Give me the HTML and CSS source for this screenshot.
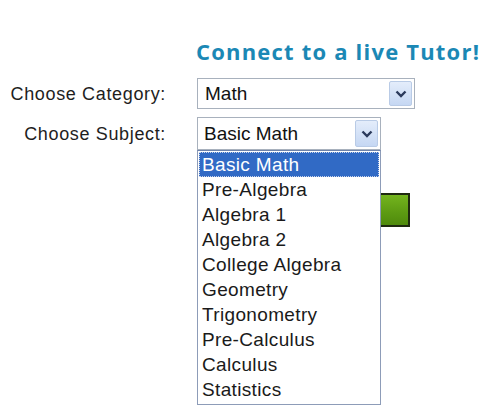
FILE: index.html
```html
<!DOCTYPE html>
<html>
<head>
<meta charset="utf-8">
<link rel="stylesheet" href="styles.css">
</head>
<body>
<div class="page">
  <h1 class="title">Connect to a live Tutor!</h1>
  <div class="form">
    <label class="lbl lbl-cat">Choose Category:</label>
    <div class="select select-cat">
      <span class="value">Math</span>
      <span class="arrow"><svg width="12" height="8" viewBox="0 0 12 8"><path d="M1.5 1.5 L6 6 L10.5 1.5" fill="none" stroke="#2b3a5c" stroke-width="2.4"/></svg></span>
    </div>
    <label class="lbl lbl-sub">Choose Subject:</label>
    <div class="field-sub">
      <div class="select select-sub">
        <span class="value">Basic Math</span>
        <span class="arrow"><svg width="12" height="8" viewBox="0 0 12 8"><path d="M1.5 1.5 L6 6 L10.5 1.5" fill="none" stroke="#2b3a5c" stroke-width="2.4"/></svg></span>
      </div>
      <ul class="listbox">
        <li class="sel">Basic Math</li>
        <li>Pre-Algebra</li>
        <li>Algebra 1</li>
        <li>Algebra 2</li>
        <li>College Algebra</li>
        <li>Geometry</li>
        <li>Trigonometry</li>
        <li>Pre-Calculus</li>
        <li>Calculus</li>
        <li>Statistics</li>
      </ul>
    </div>
    <div class="spacer"></div>
    <div class="btn-row"><button class="go" type="button"></button></div>
  </div>
</div>
</body>
</html>
```

FILE: styles.css
```css
html, body {
  margin: 0;
  padding: 0;
  background: #ffffff;
}
.page {
  width: 502px;
  height: 414px;
  padding-top: 36px;
  box-sizing: border-box;
  font-family: "Liberation Sans", Arial, sans-serif;
}
.title {
  margin: 0 0 0 196px;
  font-family: "Open Sans", sans-serif;
  font-weight: 700;
  font-size: 22px;
  line-height: 30px;
  color: #1b88b5;
  letter-spacing: 1.2px;
  white-space: nowrap;
}
.form {
  margin-top: 12px;
  display: grid;
  grid-template-columns: 166px 218px;
  column-gap: 31px;
  row-gap: 8px;
  align-items: center;
}
.lbl {
  justify-self: end;
  font-size: 18px;
  color: #1e1e1e;
  letter-spacing: 0.65px;
}
.lbl-cat { margin-top: 2px; }
.lbl-sub { margin-top: 2px; }
.select {
  box-sizing: border-box;
  height: 31px;
  border: 1px solid #a8b1bd;
  background: #fff;
  display: flex;
  align-items: center;
  justify-content: space-between;
  padding: 0 2px 0 7px;
  font-size: 19px;
  color: #111;
}
.select-cat {
  width: 218px;
}
.select-sub {
  width: 184px;
  height: 33px;
  padding-left: 6px;
}
.arrow {
  width: 23px;
  height: 25px;
  box-sizing: border-box;
  border: 1px solid #b9cbe6;
  border-radius: 2px;
  background: linear-gradient(#e4edfb, #c5d7f3);
  display: flex;
  align-items: center;
  justify-content: center;
}
.select-sub .arrow {
  height: 27px;
}
.field-sub {
  position: relative;
  width: 184px;
}
.listbox {
  position: absolute;
  left: 0;
  top: 33px;
  width: 184px;
  box-sizing: border-box;
  margin: 0;
  padding: 1px 0 2px 0;
  list-style: none;
  border: 1px solid #8d9cb8;
  border-top-color: #6d82aa;
  background: #fff;
  z-index: 2;
}
.listbox li {
  height: 25px;
  line-height: 25px;
  padding-left: 3px;
  font-size: 19px;
  letter-spacing: 0.35px;
  color: #1a1a1a;
  margin: 0 1px;
}
.listbox li.sel {
  background: #316ac5;
  color: #fff;
  outline: 1px dotted #c8d3ea;
  outline-offset: -1px;
}
.btn-row {
  display: flex;
  justify-content: flex-end;
  padding-right: 5px;
  margin-top: 35px;
}
.go {
  width: 80px;
  height: 34px;
  border: 2px solid #1f2a10;
  background: linear-gradient(#74b51e, #5c9a12 60%, #4f8a0c);
  padding: 0;
}
```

◆ ◆ ◆

▶ Exercise task: Please write out all of the material above without changing a word, and omit any pictures.

▶ Exercise solution:
Give me the HTML and CSS source for this screenshot.
FILE: index.html
```html
<!DOCTYPE html>
<html>
<head>
<meta charset="utf-8">
<link rel="stylesheet" href="styles.css">
</head>
<body>
<div class="page">
  <h1 class="title">Connect to a live Tutor!</h1>
  <div class="form">
    <label class="lbl lbl-cat">Choose Category:</label>
    <div class="select select-cat">
      <span class="value">Math</span>
      <span class="arrow"><svg width="12" height="8" viewBox="0 0 12 8"><path d="M1.5 1.5 L6 6 L10.5 1.5" fill="none" stroke="#2b3a5c" stroke-width="2.4"/></svg></span>
    </div>
    <label class="lbl lbl-sub">Choose Subject:</label>
    <div class="field-sub">
      <div class="select select-sub">
        <span class="value">Basic Math</span>
        <span class="arrow"><svg width="12" height="8" viewBox="0 0 12 8"><path d="M1.5 1.5 L6 6 L10.5 1.5" fill="none" stroke="#2b3a5c" stroke-width="2.4"/></svg></span>
      </div>
      <ul class="listbox">
        <li class="sel">Basic Math</li>
        <li>Pre-Algebra</li>
        <li>Algebra 1</li>
        <li>Algebra 2</li>
        <li>College Algebra</li>
        <li>Geometry</li>
        <li>Trigonometry</li>
        <li>Pre-Calculus</li>
        <li>Calculus</li>
        <li>Statistics</li>
      </ul>
    </div>
    <div class="spacer"></div>
    <div class="btn-row"><button class="go" type="button"></button></div>
  </div>
</div>
</body>
</html>
```

FILE: styles.css
```css
html, body {
  margin: 0;
  padding: 0;
  background: #ffffff;
}
.page {
  width: 502px;
  height: 414px;
  padding-top: 36px;
  box-sizing: border-box;
  font-family: "Liberation Sans", Arial, sans-serif;
}
.title {
  margin: 0 0 0 196px;
  font-family: "Open Sans", sans-serif;
  font-weight: 700;
  font-size: 22px;
  line-height: 30px;
  color: #1b88b5;
  letter-spacing: 1.2px;
  white-space: nowrap;
}
.form {
  margin-top: 12px;
  display: grid;
  grid-template-columns: 166px 218px;
  column-gap: 31px;
  row-gap: 8px;
  align-items: center;
}
.lbl {
  justify-self: end;
  font-size: 18px;
  color: #1e1e1e;
  letter-spacing: 0.65px;
}
.lbl-cat { margin-top: 2px; }
.lbl-sub { margin-top: 2px; }
.select {
  box-sizing: border-box;
  height: 31px;
  border: 1px solid #a8b1bd;
  background: #fff;
  display: flex;
  align-items: center;
  justify-content: space-between;
  padding: 0 2px 0 7px;
  font-size: 19px;
  color: #111;
}
.select-cat {
  width: 218px;
}
.select-sub {
  width: 184px;
  height: 33px;
  padding-left: 6px;
}
.arrow {
  width: 23px;
  height: 25px;
  box-sizing: border-box;
  border: 1px solid #b9cbe6;
  border-radius: 2px;
  background: linear-gradient(#e4edfb, #c5d7f3);
  display: flex;
  align-items: center;
  justify-content: center;
}
.select-sub .arrow {
  height: 27px;
}
.field-sub {
  position: relative;
  width: 184px;
}
.listbox {
  position: absolute;
  left: 0;
  top: 33px;
  width: 184px;
  box-sizing: border-box;
  margin: 0;
  padding: 1px 0 2px 0;
  list-style: none;
  border: 1px solid #8d9cb8;
  border-top-color: #6d82aa;
  background: #fff;
  z-index: 2;
}
.listbox li {
  height: 25px;
  line-height: 25px;
  padding-left: 3px;
  font-size: 19px;
  letter-spacing: 0.35px;
  color: #1a1a1a;
  margin: 0 1px;
}
.listbox li.sel {
  background: #316ac5;
  color: #fff;
  outline: 1px dotted #c8d3ea;
  outline-offset: -1px;
}
.btn-row {
  display: flex;
  justify-content: flex-end;
  padding-right: 5px;
  margin-top: 35px;
}
.go {
  width: 80px;
  height: 34px;
  border: 2px solid #1f2a10;
  background: linear-gradient(#74b51e, #5c9a12 60%, #4f8a0c);
  padding: 0;
}
```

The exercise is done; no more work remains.